After cruising into the 146-pound final match with a pair of
relatively easy pins, Salata outlasted Demi Strub in the championship
match, winning the third period, 1-0. Freestyle matches are won by the
first wrestler to win two periods.
"I put in a lot of hard work in the off-season," Salata said,
when asked for her key to success. "Some of the girls take it easy once
the high school wrestling season ends until just before nationals, but
I try to keep working all summer."
Salata, who won a silver medal at the Pan-American Games in May,
took up wrestling three years ago to fill a void in her schedule.
She's been giving opponents fits ever since.

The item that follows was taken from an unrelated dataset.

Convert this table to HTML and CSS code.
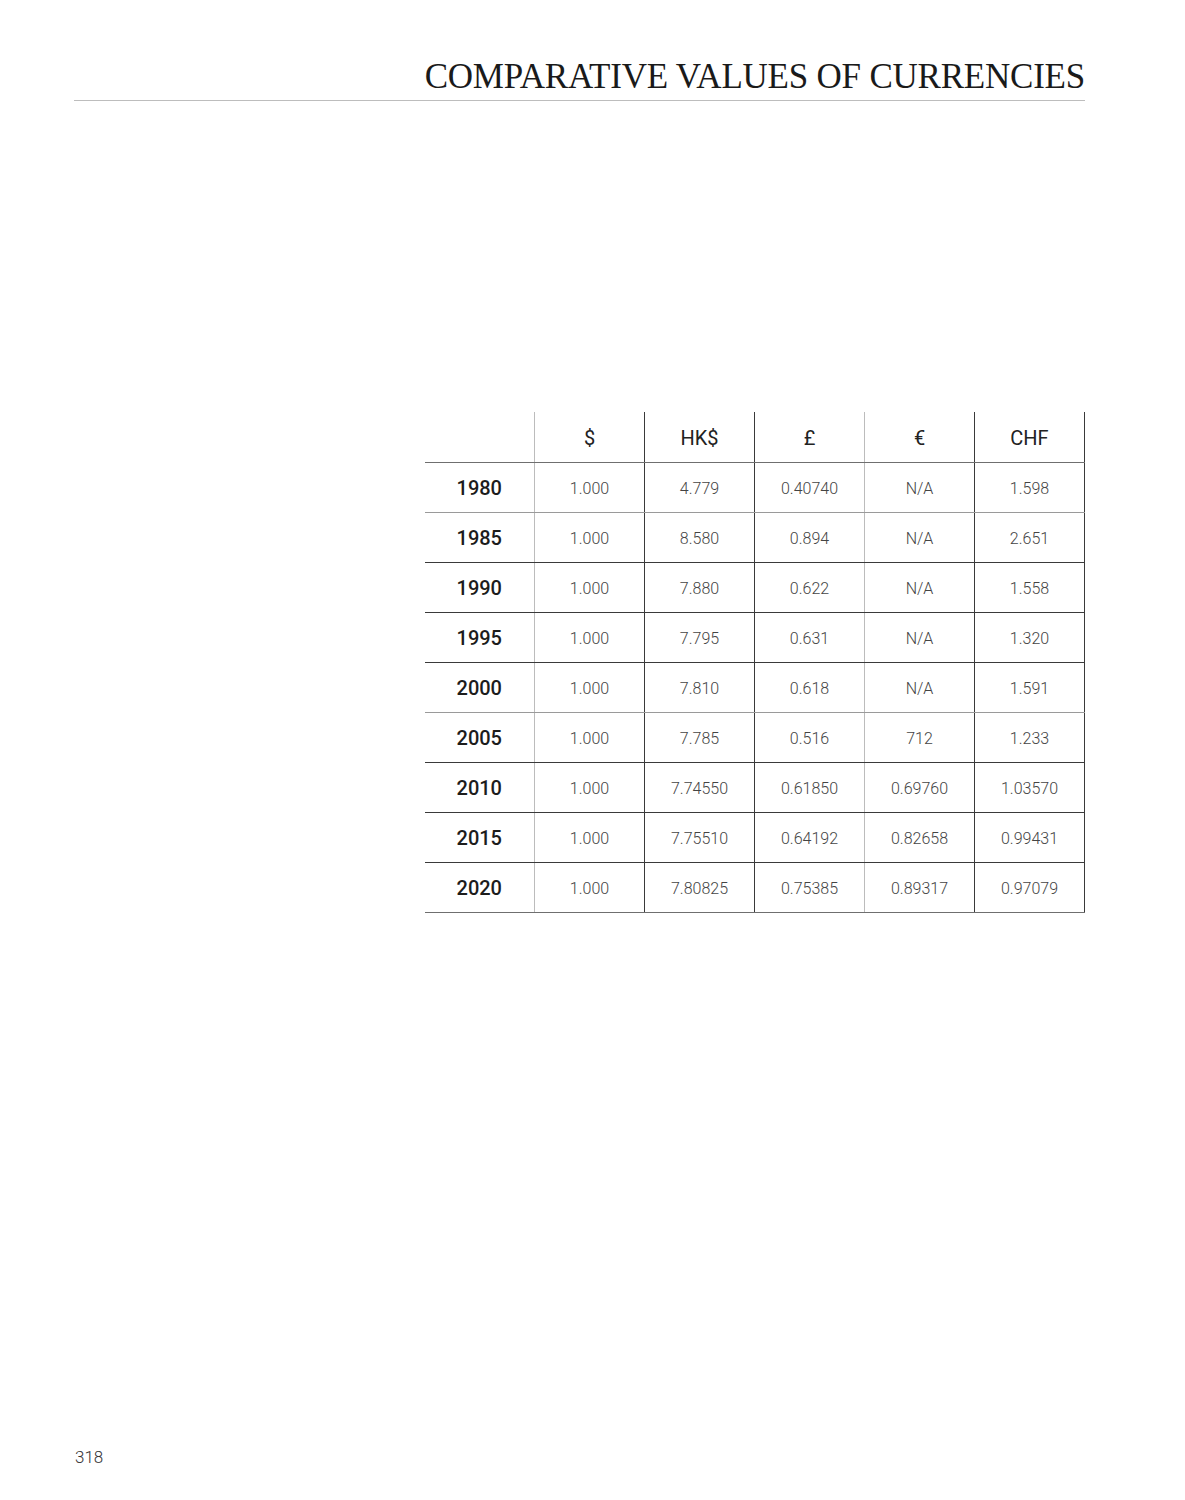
FILE: index.html
```html
<!DOCTYPE html>
<html>
<head>
<meta charset="utf-8">
<link rel="stylesheet" href="styles.css">
</head>
<body>
<div class="page">
  <header class="head">
    <h1 class="title">COMPARATIVE VALUES OF CURRENCIES</h1>
  </header>
  <main class="main">
    <table class="rates">
      <thead>
        <tr class="r-mid">
          <th class="corner"></th>
          <th class="c1">$</th>
          <th class="c2">HK$</th>
          <th class="c3">£</th>
          <th class="c4">€</th>
          <th class="c5">CHF</th>
        </tr>
      </thead>
      <tbody>
        <tr class="r-light"><th>1980</th><td class="c1">1.000</td><td class="c2">4.779</td><td class="c3">0.40740</td><td class="c4">N/A</td><td class="c5">1.598</td></tr>
        <tr class="r-dark"><th>1985</th><td class="c1">1.000</td><td class="c2">8.580</td><td class="c3">0.894</td><td class="c4">N/A</td><td class="c5">2.651</td></tr>
        <tr class="r-dark"><th>1990</th><td class="c1">1.000</td><td class="c2">7.880</td><td class="c3">0.622</td><td class="c4">N/A</td><td class="c5">1.558</td></tr>
        <tr class="r-dark"><th>1995</th><td class="c1">1.000</td><td class="c2">7.795</td><td class="c3">0.631</td><td class="c4">N/A</td><td class="c5">1.320</td></tr>
        <tr class="r-light"><th>2000</th><td class="c1">1.000</td><td class="c2">7.810</td><td class="c3">0.618</td><td class="c4">N/A</td><td class="c5">1.591</td></tr>
        <tr class="r-dark"><th>2005</th><td class="c1">1.000</td><td class="c2">7.785</td><td class="c3">0.516</td><td class="c4">712</td><td class="c5">1.233</td></tr>
        <tr class="r-dark"><th>2010</th><td class="c1">1.000</td><td class="c2">7.74550</td><td class="c3">0.61850</td><td class="c4">0.69760</td><td class="c5">1.03570</td></tr>
        <tr class="r-dark"><th>2015</th><td class="c1">1.000</td><td class="c2">7.75510</td><td class="c3">0.64192</td><td class="c4">0.82658</td><td class="c5">0.99431</td></tr>
        <tr class="r-mid"><th>2020</th><td class="c1">1.000</td><td class="c2">7.80825</td><td class="c3">0.75385</td><td class="c4">0.89317</td><td class="c5">0.97079</td></tr>
      </tbody>
    </table>
  </main>
  <footer class="foot">318</footer>
</div>
</body>
</html>
```
FILE: styles.css
```css
html, body {
  margin: 0;
  padding: 0;
  background: #ffffff;
}

.page {
  box-sizing: border-box;
  min-height: 1500px;
  padding: 0 100px 0 74px;
  display: flex;
  flex-direction: column;
}

.head {
  border-bottom: 1px solid #bdbdbd;
  display: flex;
  justify-content: flex-end;
  padding-top: 59px;
  padding-bottom: 5px;
}

.title {
  margin: 0;
  font-family: "Liberation Serif", "DejaVu Serif", serif;
  font-weight: 400;
  font-size: 35px;
  line-height: 36px;
  color: #1a1a1a;
  letter-spacing: -0.22px;
}

.main {
  display: flex;
  justify-content: flex-end;
  padding-top: 311px;
}

.rates {
  border-collapse: collapse;
  table-layout: fixed;
  width: 660px;
}

.rates th,
.rates td {
  width: 110px;
  height: 50px;
  padding: 0;
  text-align: center;
  vertical-align: middle;
  box-sizing: border-box;
}

.rates th {
  font-family: Roboto, "Liberation Sans", sans-serif;
  font-weight: 500;
  font-size: 20px;
  color: #1c1c1c;
  padding-top: 2px;
}

.rates td {
  font-family: Roboto, "Liberation Sans", sans-serif;
  font-weight: 300;
  font-size: 16px;
  color: #444444;
  padding-top: 2px;
}

.rates thead th {
  font-weight: 400;
  font-size: 20px;
  color: #222;
}

/* horizontal rules */
.r-light th, .r-light td { border-bottom: 1px solid #9a9a9a; }
.r-mid th, .r-mid td { border-bottom: 1px solid #6f6f6f; }
.r-dark th, .r-dark td { border-bottom: 1px solid #3a3a3a; }

/* vertical rules (left edge of each column + right edge) */
.rates .c1 { border-left: 1px solid #bcbcbc; }
.rates .c2 { border-left: 1px solid #3a3a3a; }
.rates .c3 { border-left: 1px solid #3a3a3a; }
.rates .c4 { border-left: 1px solid #bcbcbc; }
.rates .c5 { border-left: 1px solid #3a3a3a; border-right: 1px solid #3a3a3a; }

.foot {
  margin-top: auto;
  padding-bottom: 33px;
  font-family: Roboto, "Liberation Sans", sans-serif;
  font-weight: 300;
  font-size: 17px;
  color: #333;
  padding-left: 1px;
}
```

"At the end of my eighth-grade year at East Middle School, I
really didn't have a spring sport, which drove me crazy because I'm an
active person," she said. "When I found out there was going to be a
wrestling team, I was like, 'O.K., that works.'
"At the end of the middle-school season, they had a tournament
with all the middle schools and I won my weight class. Canton's coach
at the time, Casey Randolph, asked me, 'Hey, do you want to come
wrestle for us?' and I said, 'Sure.'
Salata wrestled at 119 pounds her first two years at Canton
before switching between 125 and 130 her junior season.
"It was kind of tough (breaking into the varsity line-up) last
year because Waleed Faraj - a three-time state-qualifier - was at 125
and Mitch Wolski was at 130. I wrestled wherever they needed me."
Have there been any major obstacles for a girl competing in a
male-dominated sport?
"Not really," she said. "My teammates have been awesome. There
are usually two or three girls at every tournament and the number of
girls who wrestle is a lot higher than it was five years ago.
"My middle-school coach, Ben Griffin, is an assistant coach at
Canton, so that made it easier for me, too."
With Faraj and Wolski both graduated, Salata is expecting to see
a lot of time on the varsity mats this coming winter.
She nearly didn't return for her senior season at Canton due to
an offer from the U.S. Olympic Education Center, which is based at
Northern Michigan University in Marquette.
"The coach up there offered me a resident-athlete position,"
Salata said. "It took me about a week to decide what I was going to do,
but I decided to come back to Canton for my senior year."
She said NMU is one of the colleges she is considering attending
beginning next fall.
Women's wrestling was added to the Summer Olympic Games in 2004.
Salata is a serious contender to wrestle for the U.S. in the 2016 Games
in Rio de Janiero.
"The Olympic coach at the Olympic Training Center in Colorado
Springs knows of me," she said. "Wrestling in the Olympics is
definitely a goal of mine. I just have to keep working hard."